Roughly 15 months ago I entered into a contract with a large phone service provided who provided me as an accessory to the phone a fairly nice portable speaker. So far no complaints. Fast forward to a couple of days ago and the speaker has stopped working, won't charge, wont turn on, in its current form it is more or less a glorified paper weight. It might be worth adding despite it being a portable speaker it has never left the house or been dropped or sustained damage from its use and is always put back in its box for storage (which itself is pretty well padded).

As far as I am aware (and I could be wrong) under EU law there is a minimum 2 year guarantee for faulty goods.
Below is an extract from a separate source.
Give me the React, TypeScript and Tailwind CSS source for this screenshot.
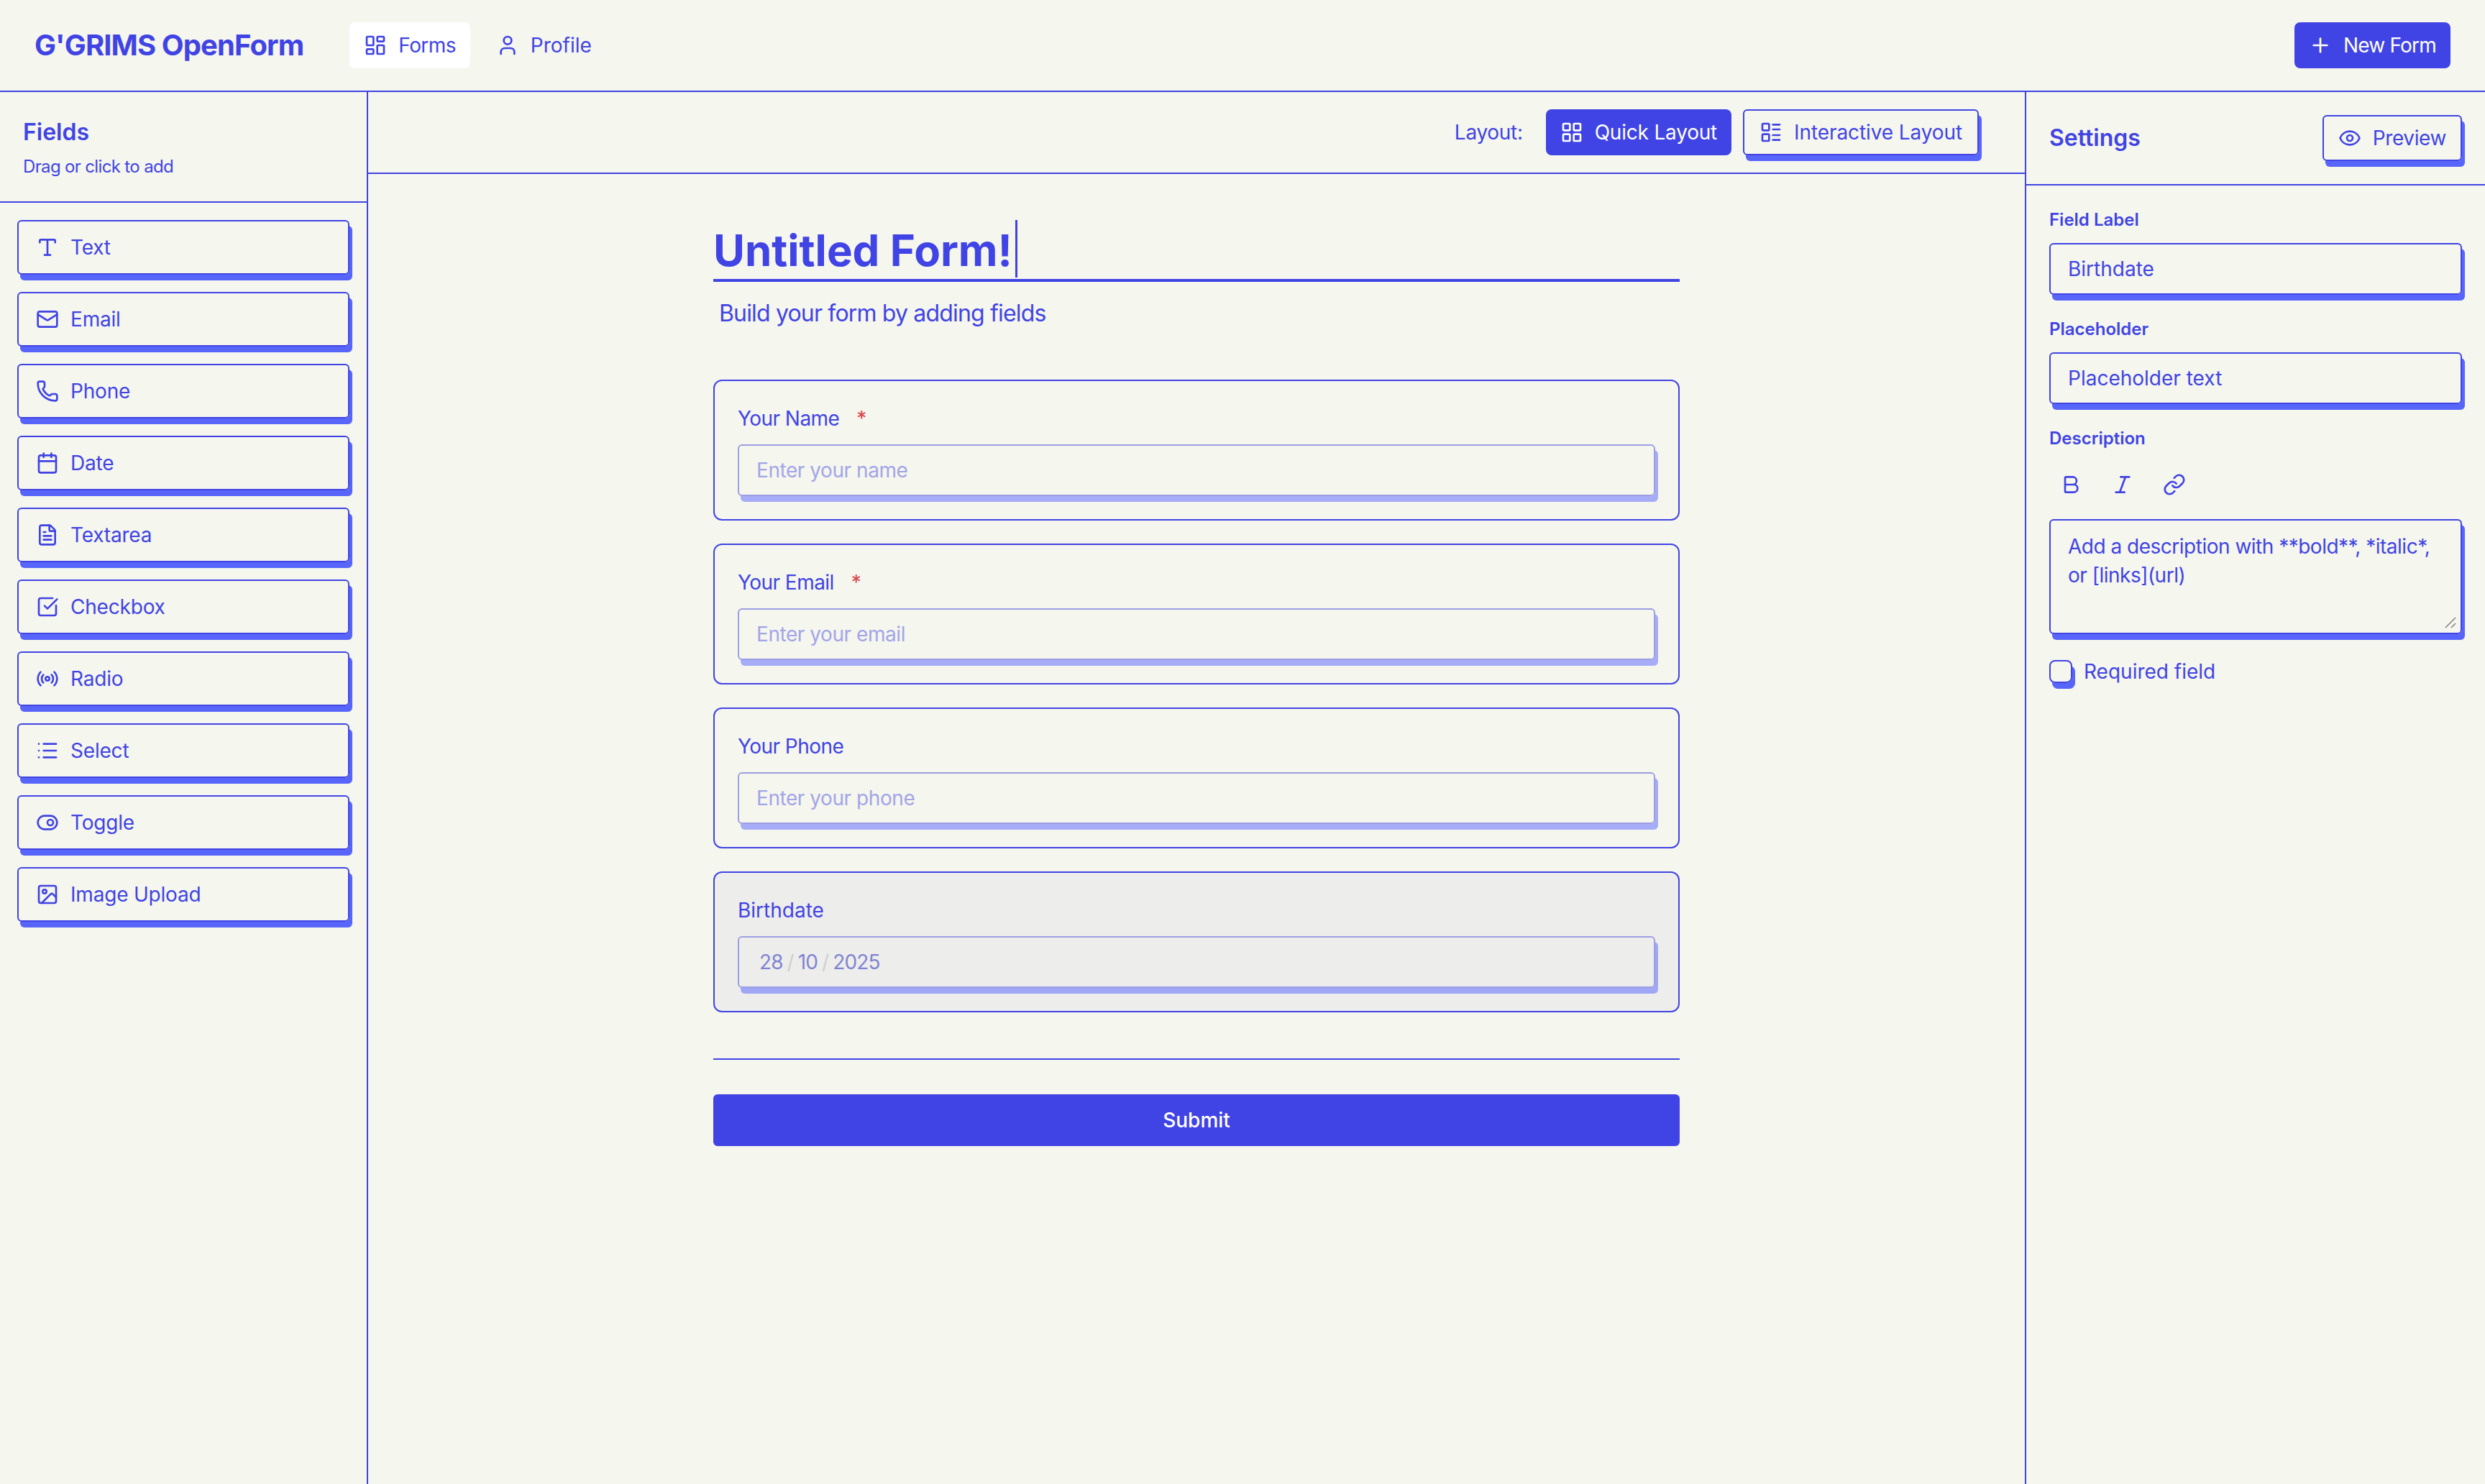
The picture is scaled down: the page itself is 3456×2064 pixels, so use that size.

At first I contacted the manufacturer to try and claim on the guarantee and was told that as they where not the retailer who sold/supplied the device it wasn't their responsibility to cover the guarantee and to contact the retailer who did. I then contacted the retailer who proceeded to tell me that as they did not make or manufacture the device they would not help me under the guarantee and I would need to get in contact with the manufacturer to resolve my issue.

So the question is really, who is right and who should I be contacting?

5

It's the seller's responsibility.

Note that in the UK you actually get much more than 2 years. The 2 year rule is the minimum required by the EU, but each country is free to implement that as they choose and the UK has much more.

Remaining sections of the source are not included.